The purpose of premarital conversations is not to scare couples. It is to protect them from avoidable confusion. When two people can speak about commitment, conflict, family, money, emotional needs, intimacy, and the future before marriage, they enter the relationship with more than hope. They enter with awareness.

And awareness, in love, is underrated gold.

FAQs

What are the most important premarital conversations before marriage?

The most important conversations include commitment, conflict, family boundaries, money, emotional needs, intimacy, and future goals.

Why are premarital conversations important?

They help couples understand expectations before those expectations turn into disappointment or resentment after marriage.

Is premarital counselling only for couples with problems?

No, premarital counselling is also useful for healthy couples who want clarity, stronger communication, and better emotional preparation.

Should couples discuss money before marriage?

Yes, couples should discuss income, spending habits, savings, debt, financial independence, and lifestyle expectations before marriage.

How do family boundaries affect marriage?

Unclear family boundaries can create pressure, interference, and emotional tension between partners.

Is it normal to have doubts before marriage?

Yes, doubts can be normal; what matters is whether couples explore them honestly instead of ignoring them.
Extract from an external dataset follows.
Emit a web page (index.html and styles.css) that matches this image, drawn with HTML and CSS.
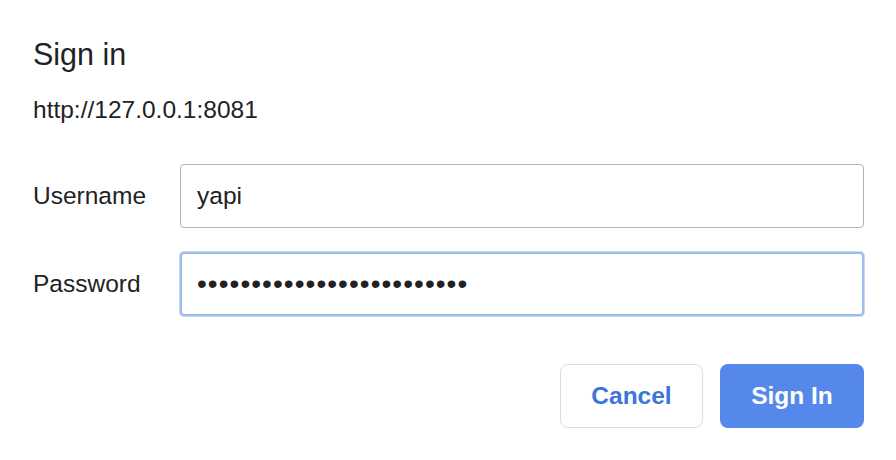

Should intimacy be discussed before marriage?

Yes, intimacy, affection, comfort, consent, and boundaries should be discussed with maturity and respect.

Can premarital conversations prevent future conflict?

They cannot prevent every conflict, but they can reduce avoidable misunderstandings and improve how couples repair.

When should couples seek premarital support?

Couples should seek support when important conversations feel tense, confusing, avoided, or emotionally loaded.

What makes a couple ready for marriage?

A couple is more ready when both partners can communicate honestly, respect differences, repair conflict, and build a shared future with clarity.